2 comments on “(The Economist) Roman Catholics in America: What crisis?

  1. New Reformation Advocate says:

    Much to ponder here that’s highly significant, even if little is new. In particular, the stats on the huge number of ex-Catholics should make us Anglicans take notice. What an incredible opportunity we have, when some 10% of the national population are ex-papists. If I, as an evangelical and charismatic Anglo-Catholic, were to start a new church (but alas, I lack the right gift mix to be a church planter), I would probably zero in on that huge pool of ex-Catholics as my #1 target audience. At least in Richmond or much of the Bible Belt in the SE, why go to the trouble of starting a new Anglican church if it’s only yet another bland Protestant church with a thin veneer of liturgy? Why not offer something really different from the vast majority of churches? Why not set it apart from the pack? The potential is so vast…

    David Handy+

  2. Anthony in TX says:

    Rev.
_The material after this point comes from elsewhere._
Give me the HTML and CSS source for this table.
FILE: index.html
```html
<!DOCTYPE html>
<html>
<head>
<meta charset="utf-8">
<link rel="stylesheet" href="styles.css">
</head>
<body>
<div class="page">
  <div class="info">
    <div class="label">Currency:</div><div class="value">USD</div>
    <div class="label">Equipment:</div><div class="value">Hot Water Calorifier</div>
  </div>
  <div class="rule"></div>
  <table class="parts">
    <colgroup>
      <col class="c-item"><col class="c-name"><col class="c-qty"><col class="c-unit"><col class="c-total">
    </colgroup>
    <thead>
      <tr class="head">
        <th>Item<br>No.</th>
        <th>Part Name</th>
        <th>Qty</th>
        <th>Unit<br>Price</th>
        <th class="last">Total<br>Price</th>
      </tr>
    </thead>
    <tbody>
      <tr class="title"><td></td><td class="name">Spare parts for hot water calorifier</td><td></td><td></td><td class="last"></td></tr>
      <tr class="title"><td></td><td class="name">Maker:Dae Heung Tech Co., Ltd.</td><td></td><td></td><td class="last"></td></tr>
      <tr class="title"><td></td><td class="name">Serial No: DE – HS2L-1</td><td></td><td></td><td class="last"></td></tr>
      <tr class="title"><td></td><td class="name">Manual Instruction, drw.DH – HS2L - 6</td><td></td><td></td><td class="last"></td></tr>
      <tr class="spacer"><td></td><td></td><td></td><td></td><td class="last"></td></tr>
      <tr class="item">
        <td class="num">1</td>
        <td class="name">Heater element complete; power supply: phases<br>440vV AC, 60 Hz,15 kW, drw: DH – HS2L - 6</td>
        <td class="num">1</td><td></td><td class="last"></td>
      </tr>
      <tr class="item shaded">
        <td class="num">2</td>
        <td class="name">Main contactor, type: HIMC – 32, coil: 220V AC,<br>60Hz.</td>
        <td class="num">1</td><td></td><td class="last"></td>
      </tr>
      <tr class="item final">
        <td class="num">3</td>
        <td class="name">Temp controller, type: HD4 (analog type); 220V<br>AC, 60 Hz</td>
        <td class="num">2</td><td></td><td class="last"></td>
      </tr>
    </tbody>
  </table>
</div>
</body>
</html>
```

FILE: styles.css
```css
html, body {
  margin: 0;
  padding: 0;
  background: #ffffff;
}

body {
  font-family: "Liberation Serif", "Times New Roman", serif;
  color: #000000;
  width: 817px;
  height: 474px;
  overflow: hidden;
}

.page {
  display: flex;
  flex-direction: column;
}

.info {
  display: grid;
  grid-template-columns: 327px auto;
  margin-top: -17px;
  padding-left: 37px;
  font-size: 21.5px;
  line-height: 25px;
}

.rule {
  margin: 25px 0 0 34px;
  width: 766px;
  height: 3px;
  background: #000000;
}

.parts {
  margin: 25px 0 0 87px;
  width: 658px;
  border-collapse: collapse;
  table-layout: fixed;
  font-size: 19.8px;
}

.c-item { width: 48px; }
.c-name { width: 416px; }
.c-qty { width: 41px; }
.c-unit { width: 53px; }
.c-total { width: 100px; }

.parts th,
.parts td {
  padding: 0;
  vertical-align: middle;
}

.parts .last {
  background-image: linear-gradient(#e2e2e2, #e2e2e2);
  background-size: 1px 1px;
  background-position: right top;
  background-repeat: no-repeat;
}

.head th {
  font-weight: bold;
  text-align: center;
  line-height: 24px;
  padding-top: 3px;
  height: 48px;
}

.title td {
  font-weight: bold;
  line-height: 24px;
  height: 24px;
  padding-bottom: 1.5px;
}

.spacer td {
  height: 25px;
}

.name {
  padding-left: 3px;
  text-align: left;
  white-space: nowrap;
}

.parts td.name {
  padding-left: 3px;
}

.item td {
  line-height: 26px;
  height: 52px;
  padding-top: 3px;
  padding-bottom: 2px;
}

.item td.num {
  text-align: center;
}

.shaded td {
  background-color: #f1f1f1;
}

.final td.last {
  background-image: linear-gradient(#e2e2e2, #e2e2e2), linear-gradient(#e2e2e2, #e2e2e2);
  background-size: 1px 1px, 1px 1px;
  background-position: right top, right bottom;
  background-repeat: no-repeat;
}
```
Handy,

    Most, if not all, of the ex-Catholics I know grew up in families that never went to church. That’s right – never. Their families come from Irish, German and Mexican-American roots, and for one reason or another, they just stopped attending/caring. Could it have been the sweeping changes on the ground after Vatican II? Maybe. Who knows. One of the saddest things, in my opinion, is that they reject a religion they know very little about. Prayer and Fasting might be the only way to bring them back to any form of Christianity.